For enclosed manufacturing and fabrication environments, single-girder overhead cranes with capacities ranging from 1 to 32 tons are the standard choice for most light- to medium-industrial applications. They require lower headroom than double-girder designs, which matters in facilities where clear height is already a constraint.

For heavier production environments -steel processing, heavy machinery assembly, or large-format fabrication -double girder overhead cranes provide greater capacity and allow the hoist to travel closer to the crane girder, maximizing usable hook height in tall structures. Capacity ranges on double-girder systems extend significantly higher, covering applications up to several hundred tons.

For semi-outdoor or yard environments adjacent to your leased facility -material staging areas, loading zones, or external storage, freestanding gantry cranes offer overhead lifting capability without requiring runway infrastructure embedded in the building.

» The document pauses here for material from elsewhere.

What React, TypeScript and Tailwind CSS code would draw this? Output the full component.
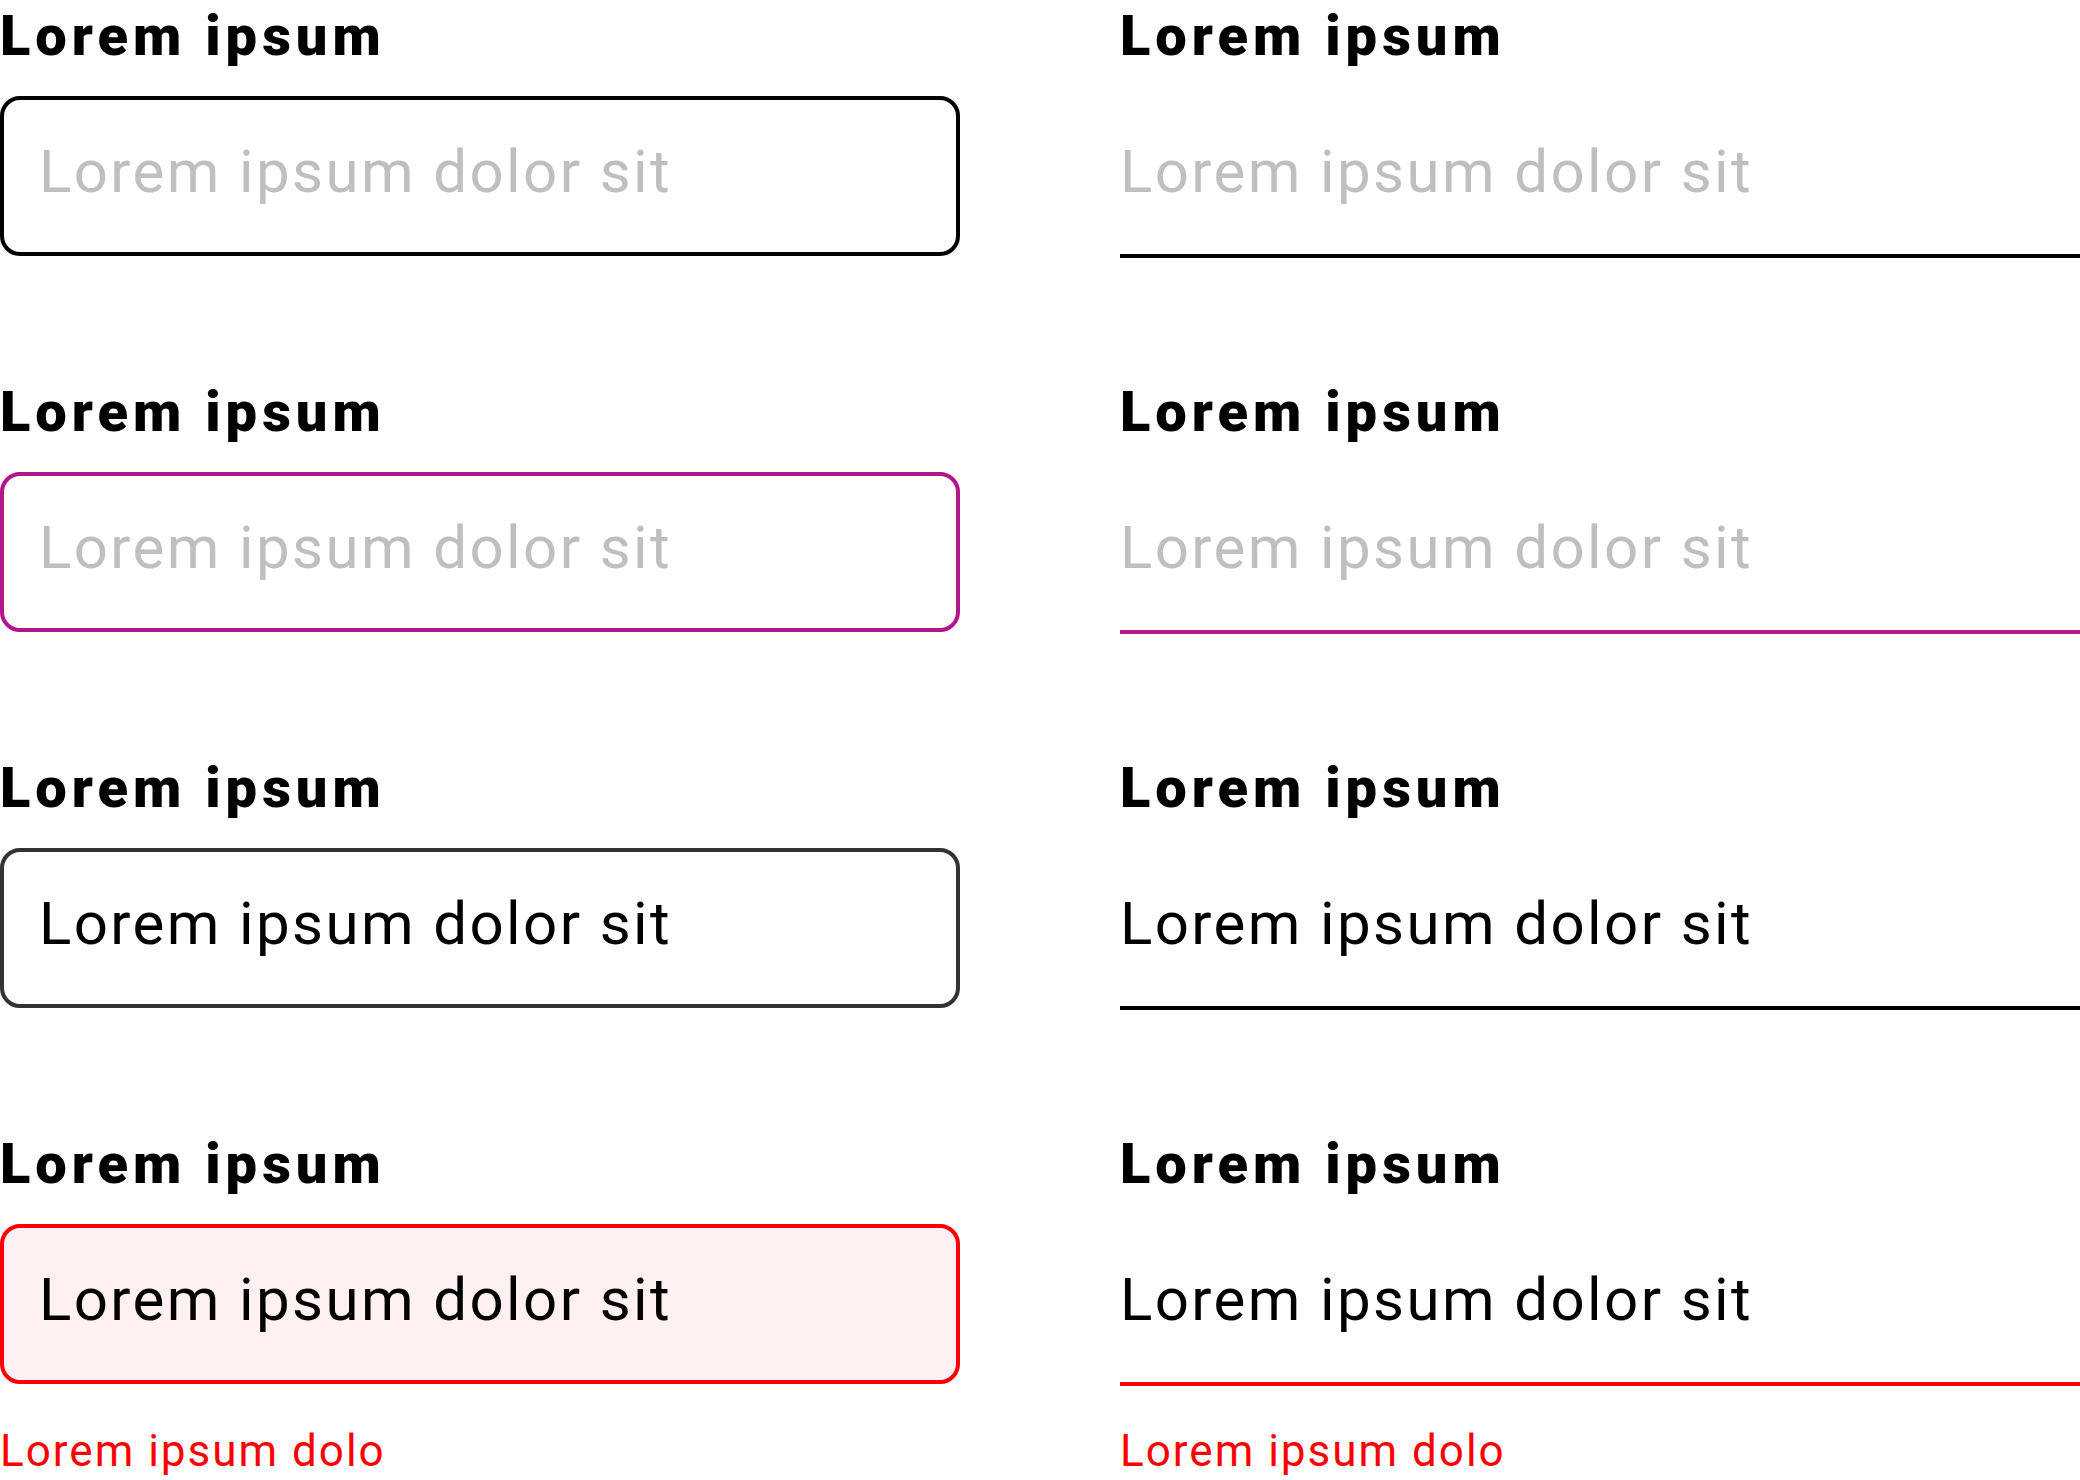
import React from "react";

type Field = {
  value?: string;
  state: "idle" | "focus" | "filled" | "error";
};

const FIELDS: Field[] = [
  { state: "idle" },
  { state: "focus" },
  { state: "filled", value: "Lorem ipsum dolor sit" },
  { state: "error", value: "Lorem ipsum dolor sit" },
];

const boxBorder = {
  idle: "border-black",
  focus: "border-[#b3168b]",
  filled: "border-[#333333]",
  error: "border-[#ff0000] bg-[#fff0f1]",
};

const lineBorder = {
  idle: "border-black",
  focus: "border-[#b3168b]",
  filled: "border-black",
  error: "border-[#ff0000]",
};

function Label() {
  return (
    <label className="block pt-[2px] text-[56px] leading-[68px] font-black tracking-[5px] text-black mb-[26px]">
      Lorem ipsum
    </label>
  );
}

function ErrorText({ className }: { className: string }) {
  return (
    <p className={`text-[44px] leading-[52px] tracking-[2px] text-[#ff0000] ${className}`}>
      Lorem ipsum dolo
    </p>
  );
}

function BoxInput({ field }: { field: Field }) {
  return (
    <div>
      <Label />
      <input
        readOnly
        placeholder="Lorem ipsum dolor sit"
        defaultValue={field.value}
        className={`block w-full h-[160px] border-4 rounded-[20px] pl-[35px] pb-[9px] text-[60px] tracking-[2.4px] text-black placeholder:text-[#bfbfbf] outline-none ${boxBorder[field.state]}`}
      />
      {field.state === "error" && <ErrorText className="mt-[41px]" />}
    </div>
  );
}

function LineInput({ field }: { field: Field }) {
  return (
    <div>
      <Label />
      <input
        readOnly
        placeholder="Lorem ipsum dolor sit"
        defaultValue={field.value}
        className={`block w-full h-[162px] border-b-[4px] pb-[7px] text-[60px] tracking-[2.4px] text-black placeholder:text-[#bfbfbf] outline-none bg-transparent ${lineBorder[field.state]}`}
      />
      {field.state === "error" && <ErrorText className="mt-[39px]" />}
    </div>
  );
}

export default function App() {
  return (
    <div
      className="w-[2080px] h-[1480px] bg-white overflow-hidden grid grid-cols-[960px_960px] gap-x-[160px]"
      style={{ fontFamily: "Roboto, 'Liberation Sans', sans-serif" }}
    >
      <div className="flex flex-col gap-[120px]">
        {FIELDS.map((f, i) => (
          <BoxInput key={i} field={f} />
        ))}
      </div>
      <div className="flex flex-col gap-[118px]">
        {FIELDS.map((f, i) => (
          <LineInput key={i} field={f} />
        ))}
      </div>
    </div>
  );
}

Their self-supporting leg structure makes them adaptable to environments where permanent installation is not practical.

The Bottom Line for Industrial Tenants

Industrial facilities are not interchangeable boxes. For operations that depend on overhead lifting, the structural and mechanical characteristics of the building are as important as the lease rate -sometimes more so.

The businesses that make the best facility decisions are the ones that know their crane requirements before they start their site search, not after. Clear height, bay width, floor capacity, and existing infrastructure status are questions you should be able to answer for every facility you tour.

For a detailed overview of overhead crane for industrial facilities, including single girder, double girder, and gantry crane specifications across a full range of capacities -Voitto Crane’s equipment range covers the full spectrum of industrial lifting requirements.

The right facility and the right crane infrastructure together determine how efficiently your operation runs from the first day of production. Getting both right starts with knowing what to look for.